The Houston Chronicle reported the comments of Amir Ayari, the victim's son, who was six when his father was killed and who watched Amador die. They were instructive in what they revealed about so-called "victims' rights". "I think they should have burned him, or something else. He looked too happy. I'm happy about what happened, seeing him going like that. . . I'm happy because he got executed."

The previous week, on 21 August, the EU issued a declaration deploring the 400th execution in Texas since the death penalty was reinstated there in 1976. It urged Perry "to halt all upcoming executions and to consider the introduction of a moratorium in the state of Texas".

This was in protest at the execution of Johnny Ray Conner, who had spent eight years on death row protesting his innocence. In response, a spokesman for Perry smirked: "While we respect our friends in Europe, Texans are doing just fine governing Texas."

The US is one of 67 countries that retain the death penalty, along with some of its favourite enemies (Afghanistan, Iran, Iraq, North Korea, Libya, Cuba, Syria), as well as some of the countries with which it maintains more cordial relations (China, Saudi Arabia, Sudan, Zimbabwe). This year, Albania and Rwanda (both famous human rights sanctuaries, if you can forgive the sarcasm) abolished the death penalty.

Thirty-eight of the 50 US states provide for the death penalty, though none can compare with Texas. As governor of Texas, George Bush signed more than 150 execution orders. And in recent weeks, as president, he has devised a plan to speed up the execution process, reducing the amount of time deathrow inmates can be allowed to file their pesky appeals.

Amnesty International's latest annual report gives dishonourable mentions to some of the more barbaric executions in the US last year, including these two: "Clarence Allen, a Native American, was executed in California on 17 January, a day after his 76th birthday. He had been on deathrow for 23 years, was confined to a wheelchair and nearly blind; he had suffered a major heart attack in 2005.

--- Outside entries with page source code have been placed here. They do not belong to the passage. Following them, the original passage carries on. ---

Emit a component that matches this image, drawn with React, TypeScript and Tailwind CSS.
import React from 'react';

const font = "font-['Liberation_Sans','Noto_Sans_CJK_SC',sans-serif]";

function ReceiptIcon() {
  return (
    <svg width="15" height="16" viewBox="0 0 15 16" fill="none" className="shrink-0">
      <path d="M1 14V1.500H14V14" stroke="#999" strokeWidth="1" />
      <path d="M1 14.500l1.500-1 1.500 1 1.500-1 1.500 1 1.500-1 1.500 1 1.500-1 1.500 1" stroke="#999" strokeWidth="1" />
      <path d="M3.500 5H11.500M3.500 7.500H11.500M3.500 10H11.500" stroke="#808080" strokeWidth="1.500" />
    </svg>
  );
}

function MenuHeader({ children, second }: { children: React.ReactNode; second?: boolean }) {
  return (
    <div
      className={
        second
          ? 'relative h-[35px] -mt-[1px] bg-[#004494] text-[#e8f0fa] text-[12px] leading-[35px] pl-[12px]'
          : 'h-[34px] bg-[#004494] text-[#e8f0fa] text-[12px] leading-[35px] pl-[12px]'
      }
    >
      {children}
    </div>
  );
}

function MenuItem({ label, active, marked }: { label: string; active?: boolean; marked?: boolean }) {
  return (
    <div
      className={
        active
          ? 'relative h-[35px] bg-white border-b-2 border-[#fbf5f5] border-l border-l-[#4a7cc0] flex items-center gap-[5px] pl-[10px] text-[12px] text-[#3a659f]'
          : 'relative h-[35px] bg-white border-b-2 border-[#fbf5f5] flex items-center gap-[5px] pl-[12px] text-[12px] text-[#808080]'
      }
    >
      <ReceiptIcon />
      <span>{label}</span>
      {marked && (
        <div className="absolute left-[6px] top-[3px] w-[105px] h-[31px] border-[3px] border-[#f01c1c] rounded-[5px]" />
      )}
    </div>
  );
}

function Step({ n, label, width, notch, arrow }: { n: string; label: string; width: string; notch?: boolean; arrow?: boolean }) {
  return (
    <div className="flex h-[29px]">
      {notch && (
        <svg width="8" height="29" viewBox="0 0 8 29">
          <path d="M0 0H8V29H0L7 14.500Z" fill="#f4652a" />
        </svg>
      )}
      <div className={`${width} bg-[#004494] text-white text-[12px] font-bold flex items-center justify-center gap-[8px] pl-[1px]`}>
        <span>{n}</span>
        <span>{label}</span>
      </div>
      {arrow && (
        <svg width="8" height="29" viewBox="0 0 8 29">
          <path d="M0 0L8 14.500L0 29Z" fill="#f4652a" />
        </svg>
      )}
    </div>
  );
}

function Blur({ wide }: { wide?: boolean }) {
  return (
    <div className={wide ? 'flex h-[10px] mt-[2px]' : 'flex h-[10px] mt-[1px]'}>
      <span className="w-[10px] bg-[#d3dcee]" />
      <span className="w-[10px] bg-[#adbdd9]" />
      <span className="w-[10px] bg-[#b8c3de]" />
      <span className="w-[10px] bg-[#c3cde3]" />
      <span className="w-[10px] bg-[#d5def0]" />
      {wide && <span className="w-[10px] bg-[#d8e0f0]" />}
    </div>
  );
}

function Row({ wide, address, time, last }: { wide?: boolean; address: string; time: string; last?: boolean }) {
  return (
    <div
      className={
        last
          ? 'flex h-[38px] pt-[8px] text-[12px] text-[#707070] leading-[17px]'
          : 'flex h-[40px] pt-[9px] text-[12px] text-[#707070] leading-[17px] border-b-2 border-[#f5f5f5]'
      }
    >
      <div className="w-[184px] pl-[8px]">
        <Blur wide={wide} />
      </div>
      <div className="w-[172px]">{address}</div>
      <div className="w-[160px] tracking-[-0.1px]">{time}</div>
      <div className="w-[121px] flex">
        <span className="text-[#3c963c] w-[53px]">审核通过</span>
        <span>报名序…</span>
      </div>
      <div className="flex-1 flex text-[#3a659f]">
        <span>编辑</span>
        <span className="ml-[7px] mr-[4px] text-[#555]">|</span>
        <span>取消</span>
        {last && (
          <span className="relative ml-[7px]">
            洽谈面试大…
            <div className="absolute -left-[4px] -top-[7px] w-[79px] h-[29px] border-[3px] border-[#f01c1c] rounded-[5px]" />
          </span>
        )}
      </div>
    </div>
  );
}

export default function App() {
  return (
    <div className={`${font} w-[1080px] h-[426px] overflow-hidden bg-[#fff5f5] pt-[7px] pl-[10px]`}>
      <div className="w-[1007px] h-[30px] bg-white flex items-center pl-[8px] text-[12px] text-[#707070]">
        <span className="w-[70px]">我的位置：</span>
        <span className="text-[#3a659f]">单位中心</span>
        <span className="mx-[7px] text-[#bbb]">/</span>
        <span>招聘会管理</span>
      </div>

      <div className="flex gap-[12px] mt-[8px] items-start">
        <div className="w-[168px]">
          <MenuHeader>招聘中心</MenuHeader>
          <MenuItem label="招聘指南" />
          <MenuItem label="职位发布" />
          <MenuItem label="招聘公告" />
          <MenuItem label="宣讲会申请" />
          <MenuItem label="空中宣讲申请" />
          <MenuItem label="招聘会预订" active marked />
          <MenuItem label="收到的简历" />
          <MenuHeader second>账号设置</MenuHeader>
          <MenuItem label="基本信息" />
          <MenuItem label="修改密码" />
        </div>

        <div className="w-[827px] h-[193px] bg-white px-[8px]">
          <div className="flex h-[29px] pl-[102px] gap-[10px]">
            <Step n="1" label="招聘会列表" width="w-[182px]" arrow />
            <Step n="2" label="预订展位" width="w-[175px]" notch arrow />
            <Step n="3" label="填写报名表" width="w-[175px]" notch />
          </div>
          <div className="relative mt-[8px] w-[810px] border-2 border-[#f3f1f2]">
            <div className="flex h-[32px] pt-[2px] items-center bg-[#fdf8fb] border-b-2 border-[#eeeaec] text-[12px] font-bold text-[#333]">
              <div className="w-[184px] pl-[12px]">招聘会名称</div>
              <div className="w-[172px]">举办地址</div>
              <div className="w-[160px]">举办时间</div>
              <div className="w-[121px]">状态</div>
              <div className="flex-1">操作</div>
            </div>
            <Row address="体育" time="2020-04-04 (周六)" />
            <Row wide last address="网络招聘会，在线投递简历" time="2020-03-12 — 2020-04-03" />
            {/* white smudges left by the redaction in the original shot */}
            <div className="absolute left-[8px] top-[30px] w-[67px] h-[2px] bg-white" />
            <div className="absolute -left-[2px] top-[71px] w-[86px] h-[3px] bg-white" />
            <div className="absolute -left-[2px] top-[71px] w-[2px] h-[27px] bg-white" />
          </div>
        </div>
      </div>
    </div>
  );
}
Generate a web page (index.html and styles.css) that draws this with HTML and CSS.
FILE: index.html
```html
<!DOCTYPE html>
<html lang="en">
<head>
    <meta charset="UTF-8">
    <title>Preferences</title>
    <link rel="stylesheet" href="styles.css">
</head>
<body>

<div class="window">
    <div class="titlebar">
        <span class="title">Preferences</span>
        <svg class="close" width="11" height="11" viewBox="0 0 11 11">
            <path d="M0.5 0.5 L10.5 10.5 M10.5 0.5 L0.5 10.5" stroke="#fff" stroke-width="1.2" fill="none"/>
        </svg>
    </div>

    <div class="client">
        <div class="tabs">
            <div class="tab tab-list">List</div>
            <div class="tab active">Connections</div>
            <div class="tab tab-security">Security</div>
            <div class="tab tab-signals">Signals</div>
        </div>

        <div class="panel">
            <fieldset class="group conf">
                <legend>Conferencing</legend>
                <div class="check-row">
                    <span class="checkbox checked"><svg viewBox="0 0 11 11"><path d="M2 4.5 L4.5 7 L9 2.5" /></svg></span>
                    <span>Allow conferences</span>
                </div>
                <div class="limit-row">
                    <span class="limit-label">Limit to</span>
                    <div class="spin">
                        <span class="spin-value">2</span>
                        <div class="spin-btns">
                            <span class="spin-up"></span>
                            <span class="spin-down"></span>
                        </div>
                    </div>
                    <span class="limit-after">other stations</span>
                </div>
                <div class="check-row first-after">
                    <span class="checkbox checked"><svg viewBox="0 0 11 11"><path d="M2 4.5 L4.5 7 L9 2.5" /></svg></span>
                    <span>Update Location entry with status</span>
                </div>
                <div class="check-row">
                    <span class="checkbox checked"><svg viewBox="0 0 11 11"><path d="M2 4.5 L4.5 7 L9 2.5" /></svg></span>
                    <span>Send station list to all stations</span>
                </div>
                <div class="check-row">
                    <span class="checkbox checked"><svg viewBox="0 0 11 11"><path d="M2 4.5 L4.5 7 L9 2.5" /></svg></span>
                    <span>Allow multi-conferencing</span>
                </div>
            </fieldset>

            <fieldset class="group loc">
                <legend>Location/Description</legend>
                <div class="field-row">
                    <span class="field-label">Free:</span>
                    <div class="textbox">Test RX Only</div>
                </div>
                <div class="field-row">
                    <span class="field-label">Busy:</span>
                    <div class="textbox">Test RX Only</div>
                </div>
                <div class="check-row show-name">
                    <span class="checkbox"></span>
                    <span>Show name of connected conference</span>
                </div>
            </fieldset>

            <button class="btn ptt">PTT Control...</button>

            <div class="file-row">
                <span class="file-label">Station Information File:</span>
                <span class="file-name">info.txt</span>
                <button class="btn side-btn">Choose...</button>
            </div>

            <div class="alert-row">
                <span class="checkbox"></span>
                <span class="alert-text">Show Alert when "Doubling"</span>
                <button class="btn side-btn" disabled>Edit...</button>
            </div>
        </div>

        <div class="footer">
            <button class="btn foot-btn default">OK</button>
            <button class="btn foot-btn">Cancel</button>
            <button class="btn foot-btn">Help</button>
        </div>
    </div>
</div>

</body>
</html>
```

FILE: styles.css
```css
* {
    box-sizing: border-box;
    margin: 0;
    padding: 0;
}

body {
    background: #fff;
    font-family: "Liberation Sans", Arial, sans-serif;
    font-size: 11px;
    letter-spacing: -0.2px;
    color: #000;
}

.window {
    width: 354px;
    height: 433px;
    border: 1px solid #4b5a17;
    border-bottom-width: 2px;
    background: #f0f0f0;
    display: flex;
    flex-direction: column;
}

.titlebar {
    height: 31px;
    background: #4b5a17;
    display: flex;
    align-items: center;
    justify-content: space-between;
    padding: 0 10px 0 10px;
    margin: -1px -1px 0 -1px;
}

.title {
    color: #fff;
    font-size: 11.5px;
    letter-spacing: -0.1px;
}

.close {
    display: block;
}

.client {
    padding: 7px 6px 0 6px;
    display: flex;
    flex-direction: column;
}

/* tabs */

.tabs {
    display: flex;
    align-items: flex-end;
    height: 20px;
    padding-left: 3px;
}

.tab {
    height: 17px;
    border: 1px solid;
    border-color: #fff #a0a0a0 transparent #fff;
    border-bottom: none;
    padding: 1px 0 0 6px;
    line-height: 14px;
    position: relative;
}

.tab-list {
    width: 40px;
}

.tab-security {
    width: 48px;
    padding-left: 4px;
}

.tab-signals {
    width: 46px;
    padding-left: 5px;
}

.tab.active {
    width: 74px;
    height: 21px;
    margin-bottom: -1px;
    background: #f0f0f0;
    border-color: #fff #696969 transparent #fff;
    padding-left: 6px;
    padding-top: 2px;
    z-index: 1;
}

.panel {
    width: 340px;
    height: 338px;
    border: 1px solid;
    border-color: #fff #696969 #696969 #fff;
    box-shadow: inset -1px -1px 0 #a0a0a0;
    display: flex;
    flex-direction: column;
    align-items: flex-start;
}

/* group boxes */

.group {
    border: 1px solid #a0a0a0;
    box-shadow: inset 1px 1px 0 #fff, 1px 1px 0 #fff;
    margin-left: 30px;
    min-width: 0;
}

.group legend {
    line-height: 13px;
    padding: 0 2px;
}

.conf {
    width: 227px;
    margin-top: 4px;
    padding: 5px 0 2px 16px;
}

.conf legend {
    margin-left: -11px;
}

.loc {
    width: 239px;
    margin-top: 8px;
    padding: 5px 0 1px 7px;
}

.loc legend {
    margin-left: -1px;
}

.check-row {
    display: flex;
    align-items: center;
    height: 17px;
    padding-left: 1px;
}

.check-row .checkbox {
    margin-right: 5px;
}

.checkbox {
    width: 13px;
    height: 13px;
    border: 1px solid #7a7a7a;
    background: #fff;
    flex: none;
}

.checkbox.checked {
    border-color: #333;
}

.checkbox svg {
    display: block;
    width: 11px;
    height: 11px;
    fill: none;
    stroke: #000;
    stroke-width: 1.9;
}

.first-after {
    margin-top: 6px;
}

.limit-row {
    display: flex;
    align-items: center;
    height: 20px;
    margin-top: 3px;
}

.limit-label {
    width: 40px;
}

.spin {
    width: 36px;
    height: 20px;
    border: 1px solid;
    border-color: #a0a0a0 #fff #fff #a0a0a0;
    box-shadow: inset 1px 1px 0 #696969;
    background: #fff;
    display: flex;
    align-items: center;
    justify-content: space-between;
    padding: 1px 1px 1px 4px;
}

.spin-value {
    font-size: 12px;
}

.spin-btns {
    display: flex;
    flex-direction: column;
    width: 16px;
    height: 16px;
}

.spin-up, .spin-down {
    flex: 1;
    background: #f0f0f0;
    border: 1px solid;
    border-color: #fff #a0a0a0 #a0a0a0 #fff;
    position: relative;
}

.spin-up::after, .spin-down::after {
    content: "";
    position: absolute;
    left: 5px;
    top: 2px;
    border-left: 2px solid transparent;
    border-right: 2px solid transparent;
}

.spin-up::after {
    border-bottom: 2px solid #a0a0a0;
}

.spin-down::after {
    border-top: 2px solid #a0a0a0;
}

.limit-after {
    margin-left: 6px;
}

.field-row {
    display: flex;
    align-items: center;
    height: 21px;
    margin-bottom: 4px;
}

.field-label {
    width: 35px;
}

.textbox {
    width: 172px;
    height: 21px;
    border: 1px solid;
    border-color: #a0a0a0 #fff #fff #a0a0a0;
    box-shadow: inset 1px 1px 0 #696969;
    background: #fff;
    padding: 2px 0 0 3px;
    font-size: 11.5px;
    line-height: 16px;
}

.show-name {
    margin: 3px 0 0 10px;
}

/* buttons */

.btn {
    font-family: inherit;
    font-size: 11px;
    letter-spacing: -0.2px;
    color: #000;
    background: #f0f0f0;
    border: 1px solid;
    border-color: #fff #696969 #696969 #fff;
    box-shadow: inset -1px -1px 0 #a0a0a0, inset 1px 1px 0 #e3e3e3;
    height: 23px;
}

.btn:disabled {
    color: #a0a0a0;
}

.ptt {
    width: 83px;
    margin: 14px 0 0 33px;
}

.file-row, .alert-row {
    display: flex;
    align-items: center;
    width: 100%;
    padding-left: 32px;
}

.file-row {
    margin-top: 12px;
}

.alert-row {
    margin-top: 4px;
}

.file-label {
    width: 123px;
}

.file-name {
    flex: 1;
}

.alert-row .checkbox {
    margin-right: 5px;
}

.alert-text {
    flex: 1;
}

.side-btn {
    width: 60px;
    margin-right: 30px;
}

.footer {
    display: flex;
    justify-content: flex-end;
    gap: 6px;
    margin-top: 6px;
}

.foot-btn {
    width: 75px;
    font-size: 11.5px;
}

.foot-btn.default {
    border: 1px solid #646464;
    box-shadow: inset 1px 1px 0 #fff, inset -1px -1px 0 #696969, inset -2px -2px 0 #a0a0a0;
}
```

"Angel Nieves Diaz was executed by lethal injection in Florida on 13 December, proclaiming his innocence after two decades on death row. The execution went ahead despite the fact that a key prosecution witness from the trial had recanted his testimony. The execution required 34 minutes and two doses of the drugs to kill Angel Diaz. Witnesses described Angel Diaz grimacing in pain and gasping for air during the execution."

It hardly needs to be pointed out, too, that few white people languish on America's deathrows.

Only in the century of routine lynchings that led up to the 1960s did the southern states do away with young black men in greater numbers.

There has been some progress, though. In 2002, the US supreme court decreed that states could no longer execute the mentally disabled. And in 2005 it ordered an end to the execution of juveniles. So a child can no longer be executed, and neither can an adult with the IQ of a child. This is progress.

Foster's case offers grounds for optimism too, even though others were not so lucky this week. Granting clemency, Perry stated he was "concerned about Texas law that allowed capital murder defendants to be tried simultaneously and it is an issue I think the legislature should examine". Maybe the American judicial system is inching its way down the road to civilisation, where the demands of justice are superior to those of a pitiless mob.